# Given task
Copy every line with the string "React" in it.

# Dataset section
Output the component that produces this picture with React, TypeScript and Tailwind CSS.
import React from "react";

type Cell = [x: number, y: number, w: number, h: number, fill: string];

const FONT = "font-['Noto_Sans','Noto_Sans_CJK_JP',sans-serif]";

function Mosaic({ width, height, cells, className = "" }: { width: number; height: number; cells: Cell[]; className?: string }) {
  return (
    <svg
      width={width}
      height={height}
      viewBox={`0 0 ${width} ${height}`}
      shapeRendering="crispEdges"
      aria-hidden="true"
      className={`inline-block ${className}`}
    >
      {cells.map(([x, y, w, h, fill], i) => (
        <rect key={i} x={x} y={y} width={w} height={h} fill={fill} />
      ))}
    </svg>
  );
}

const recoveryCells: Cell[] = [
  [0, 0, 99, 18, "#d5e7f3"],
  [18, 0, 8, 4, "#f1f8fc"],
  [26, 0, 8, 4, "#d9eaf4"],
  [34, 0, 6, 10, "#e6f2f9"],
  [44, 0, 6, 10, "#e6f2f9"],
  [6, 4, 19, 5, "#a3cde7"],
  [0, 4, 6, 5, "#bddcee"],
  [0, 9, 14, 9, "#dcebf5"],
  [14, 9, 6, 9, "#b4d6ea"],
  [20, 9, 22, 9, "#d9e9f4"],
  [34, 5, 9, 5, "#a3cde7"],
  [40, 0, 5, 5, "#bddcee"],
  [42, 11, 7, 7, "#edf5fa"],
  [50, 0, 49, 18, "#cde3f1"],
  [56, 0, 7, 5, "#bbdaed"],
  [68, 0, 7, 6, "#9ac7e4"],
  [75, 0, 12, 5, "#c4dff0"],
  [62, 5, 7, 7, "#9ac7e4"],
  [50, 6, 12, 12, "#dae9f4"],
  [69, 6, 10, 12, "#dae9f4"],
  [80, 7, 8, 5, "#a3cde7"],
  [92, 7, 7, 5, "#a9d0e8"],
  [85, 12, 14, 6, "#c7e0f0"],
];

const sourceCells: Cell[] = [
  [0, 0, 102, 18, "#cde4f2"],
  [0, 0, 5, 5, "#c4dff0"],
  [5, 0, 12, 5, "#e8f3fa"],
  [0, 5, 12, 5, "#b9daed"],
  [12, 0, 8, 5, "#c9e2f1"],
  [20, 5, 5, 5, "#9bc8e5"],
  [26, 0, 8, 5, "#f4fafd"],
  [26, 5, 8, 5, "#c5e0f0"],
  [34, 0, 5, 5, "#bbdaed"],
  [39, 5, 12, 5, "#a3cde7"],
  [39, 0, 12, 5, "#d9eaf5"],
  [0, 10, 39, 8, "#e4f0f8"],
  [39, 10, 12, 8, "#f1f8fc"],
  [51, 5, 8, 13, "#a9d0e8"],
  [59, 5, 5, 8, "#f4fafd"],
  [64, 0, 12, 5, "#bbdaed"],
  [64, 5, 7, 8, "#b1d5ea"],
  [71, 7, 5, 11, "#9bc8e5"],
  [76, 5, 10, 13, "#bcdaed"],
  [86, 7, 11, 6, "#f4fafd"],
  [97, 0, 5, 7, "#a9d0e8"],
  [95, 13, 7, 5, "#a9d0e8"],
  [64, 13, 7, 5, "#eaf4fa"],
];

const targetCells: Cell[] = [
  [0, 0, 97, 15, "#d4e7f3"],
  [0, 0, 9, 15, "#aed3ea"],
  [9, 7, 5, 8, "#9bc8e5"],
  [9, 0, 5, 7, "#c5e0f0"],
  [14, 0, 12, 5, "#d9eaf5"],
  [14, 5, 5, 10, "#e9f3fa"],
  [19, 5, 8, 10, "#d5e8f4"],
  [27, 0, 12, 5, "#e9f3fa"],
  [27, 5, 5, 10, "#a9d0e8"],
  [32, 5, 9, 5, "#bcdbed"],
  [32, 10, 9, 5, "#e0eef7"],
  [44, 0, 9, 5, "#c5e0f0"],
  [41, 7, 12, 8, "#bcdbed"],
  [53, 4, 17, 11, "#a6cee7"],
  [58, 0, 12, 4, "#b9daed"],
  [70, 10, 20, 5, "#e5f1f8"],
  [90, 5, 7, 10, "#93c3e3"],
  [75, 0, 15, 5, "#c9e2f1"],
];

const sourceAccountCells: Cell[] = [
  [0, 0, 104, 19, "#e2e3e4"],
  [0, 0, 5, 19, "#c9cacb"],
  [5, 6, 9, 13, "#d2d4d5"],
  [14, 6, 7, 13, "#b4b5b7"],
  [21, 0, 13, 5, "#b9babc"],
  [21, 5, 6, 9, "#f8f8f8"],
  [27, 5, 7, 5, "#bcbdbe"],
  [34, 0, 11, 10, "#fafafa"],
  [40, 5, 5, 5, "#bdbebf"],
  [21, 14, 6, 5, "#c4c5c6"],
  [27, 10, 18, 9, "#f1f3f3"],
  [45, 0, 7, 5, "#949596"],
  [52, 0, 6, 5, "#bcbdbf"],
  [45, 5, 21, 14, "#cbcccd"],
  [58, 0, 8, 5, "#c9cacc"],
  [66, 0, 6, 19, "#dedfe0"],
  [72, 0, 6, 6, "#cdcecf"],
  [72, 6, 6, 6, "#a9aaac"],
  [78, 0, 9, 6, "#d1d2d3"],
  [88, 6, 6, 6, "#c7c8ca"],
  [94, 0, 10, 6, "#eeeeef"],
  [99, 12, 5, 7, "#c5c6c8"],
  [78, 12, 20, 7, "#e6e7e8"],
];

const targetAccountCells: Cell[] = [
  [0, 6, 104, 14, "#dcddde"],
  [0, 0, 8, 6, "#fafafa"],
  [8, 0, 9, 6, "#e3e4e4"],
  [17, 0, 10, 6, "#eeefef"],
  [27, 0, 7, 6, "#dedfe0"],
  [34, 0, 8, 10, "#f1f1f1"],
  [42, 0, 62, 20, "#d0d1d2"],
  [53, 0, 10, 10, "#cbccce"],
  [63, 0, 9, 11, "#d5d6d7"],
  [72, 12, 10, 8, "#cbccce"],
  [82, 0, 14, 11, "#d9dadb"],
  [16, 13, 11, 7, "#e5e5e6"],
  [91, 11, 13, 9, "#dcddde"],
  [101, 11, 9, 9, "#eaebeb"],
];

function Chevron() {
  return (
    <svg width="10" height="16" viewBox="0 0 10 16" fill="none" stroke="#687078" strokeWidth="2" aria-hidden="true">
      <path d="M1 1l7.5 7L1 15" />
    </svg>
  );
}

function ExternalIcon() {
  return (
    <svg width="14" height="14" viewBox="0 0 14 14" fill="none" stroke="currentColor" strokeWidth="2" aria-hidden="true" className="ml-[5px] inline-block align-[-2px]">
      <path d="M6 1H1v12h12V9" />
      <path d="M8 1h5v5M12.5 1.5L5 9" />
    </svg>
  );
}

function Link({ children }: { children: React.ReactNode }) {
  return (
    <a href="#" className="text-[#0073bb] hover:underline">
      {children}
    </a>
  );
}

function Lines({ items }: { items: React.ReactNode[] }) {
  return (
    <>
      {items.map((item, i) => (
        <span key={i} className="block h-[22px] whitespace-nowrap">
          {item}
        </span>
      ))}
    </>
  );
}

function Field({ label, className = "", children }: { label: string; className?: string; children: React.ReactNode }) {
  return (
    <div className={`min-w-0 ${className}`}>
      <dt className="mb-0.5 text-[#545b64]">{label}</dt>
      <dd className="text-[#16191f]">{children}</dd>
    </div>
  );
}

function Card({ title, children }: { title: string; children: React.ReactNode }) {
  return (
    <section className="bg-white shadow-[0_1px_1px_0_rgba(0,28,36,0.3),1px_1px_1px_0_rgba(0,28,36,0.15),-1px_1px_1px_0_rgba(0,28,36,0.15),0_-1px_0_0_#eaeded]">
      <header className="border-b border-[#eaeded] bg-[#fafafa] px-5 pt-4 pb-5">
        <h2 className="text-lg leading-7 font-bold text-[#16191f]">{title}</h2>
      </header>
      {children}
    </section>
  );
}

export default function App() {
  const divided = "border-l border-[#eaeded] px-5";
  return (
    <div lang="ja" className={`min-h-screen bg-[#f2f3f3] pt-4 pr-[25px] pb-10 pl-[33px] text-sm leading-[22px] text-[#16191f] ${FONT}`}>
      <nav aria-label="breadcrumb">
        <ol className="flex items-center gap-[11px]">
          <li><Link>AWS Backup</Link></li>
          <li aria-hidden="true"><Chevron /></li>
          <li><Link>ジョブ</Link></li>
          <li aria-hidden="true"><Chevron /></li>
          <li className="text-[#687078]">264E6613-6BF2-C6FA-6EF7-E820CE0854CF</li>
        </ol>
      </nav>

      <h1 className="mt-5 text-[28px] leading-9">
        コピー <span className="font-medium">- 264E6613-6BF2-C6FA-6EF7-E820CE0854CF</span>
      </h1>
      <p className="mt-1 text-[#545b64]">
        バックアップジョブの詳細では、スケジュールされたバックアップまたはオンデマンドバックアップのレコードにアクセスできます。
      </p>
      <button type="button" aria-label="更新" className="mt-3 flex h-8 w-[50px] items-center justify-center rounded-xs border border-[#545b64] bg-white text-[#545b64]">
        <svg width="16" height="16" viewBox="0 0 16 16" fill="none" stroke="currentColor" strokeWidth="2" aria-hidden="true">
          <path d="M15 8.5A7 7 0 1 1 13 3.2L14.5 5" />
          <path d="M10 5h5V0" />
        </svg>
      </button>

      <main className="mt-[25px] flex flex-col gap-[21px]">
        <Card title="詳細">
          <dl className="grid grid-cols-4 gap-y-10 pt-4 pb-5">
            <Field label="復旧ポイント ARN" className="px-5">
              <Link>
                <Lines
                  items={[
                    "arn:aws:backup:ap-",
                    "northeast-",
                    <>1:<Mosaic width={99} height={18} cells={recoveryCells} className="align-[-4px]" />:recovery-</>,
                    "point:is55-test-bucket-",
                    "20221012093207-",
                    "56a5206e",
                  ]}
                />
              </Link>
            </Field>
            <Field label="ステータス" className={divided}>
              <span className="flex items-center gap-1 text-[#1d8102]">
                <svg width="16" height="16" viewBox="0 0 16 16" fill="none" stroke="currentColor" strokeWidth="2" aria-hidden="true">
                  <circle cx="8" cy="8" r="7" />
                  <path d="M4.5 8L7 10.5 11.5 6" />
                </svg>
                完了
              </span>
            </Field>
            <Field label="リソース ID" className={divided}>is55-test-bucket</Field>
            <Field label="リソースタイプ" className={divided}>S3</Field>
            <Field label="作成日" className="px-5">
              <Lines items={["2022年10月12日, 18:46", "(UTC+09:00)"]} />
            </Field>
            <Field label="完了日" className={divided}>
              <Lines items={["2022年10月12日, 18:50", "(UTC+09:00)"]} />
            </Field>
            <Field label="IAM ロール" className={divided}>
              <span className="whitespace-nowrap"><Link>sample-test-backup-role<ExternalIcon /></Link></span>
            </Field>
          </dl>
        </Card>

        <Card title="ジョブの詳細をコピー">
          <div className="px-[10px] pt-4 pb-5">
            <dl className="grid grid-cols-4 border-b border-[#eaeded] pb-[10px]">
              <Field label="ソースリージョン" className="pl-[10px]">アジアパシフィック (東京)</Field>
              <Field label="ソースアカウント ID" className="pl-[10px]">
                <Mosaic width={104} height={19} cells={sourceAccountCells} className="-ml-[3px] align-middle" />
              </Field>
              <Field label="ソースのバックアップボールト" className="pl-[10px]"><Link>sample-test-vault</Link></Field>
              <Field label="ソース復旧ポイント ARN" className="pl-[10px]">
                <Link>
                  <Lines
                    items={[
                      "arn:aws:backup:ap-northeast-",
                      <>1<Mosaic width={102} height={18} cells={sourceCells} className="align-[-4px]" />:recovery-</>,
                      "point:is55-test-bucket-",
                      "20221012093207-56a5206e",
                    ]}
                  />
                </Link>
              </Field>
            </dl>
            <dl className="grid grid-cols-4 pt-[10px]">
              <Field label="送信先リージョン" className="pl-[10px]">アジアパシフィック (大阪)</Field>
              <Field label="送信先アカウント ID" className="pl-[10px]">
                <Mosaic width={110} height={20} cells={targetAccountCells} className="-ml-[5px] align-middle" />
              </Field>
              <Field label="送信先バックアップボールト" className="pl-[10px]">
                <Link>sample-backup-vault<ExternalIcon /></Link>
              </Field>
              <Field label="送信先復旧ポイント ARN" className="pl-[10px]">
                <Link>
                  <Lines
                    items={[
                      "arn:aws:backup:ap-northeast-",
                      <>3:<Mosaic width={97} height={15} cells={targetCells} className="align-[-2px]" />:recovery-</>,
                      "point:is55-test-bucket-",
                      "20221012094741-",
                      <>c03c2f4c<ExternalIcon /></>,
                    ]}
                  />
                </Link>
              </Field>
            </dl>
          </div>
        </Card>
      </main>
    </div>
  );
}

# Complete output
Output the component that produces this picture with React, TypeScript and Tailwind CSS.
import React from "react";
function Link({ children }: { children: React.ReactNode }) {
function Lines({ items }: { items: React.ReactNode[] }) {
function Field({ label, className = "", children }: { label: string; className?: string; children: React.ReactNode }) {
function Card({ title, children }: { title: string; children: React.ReactNode }) {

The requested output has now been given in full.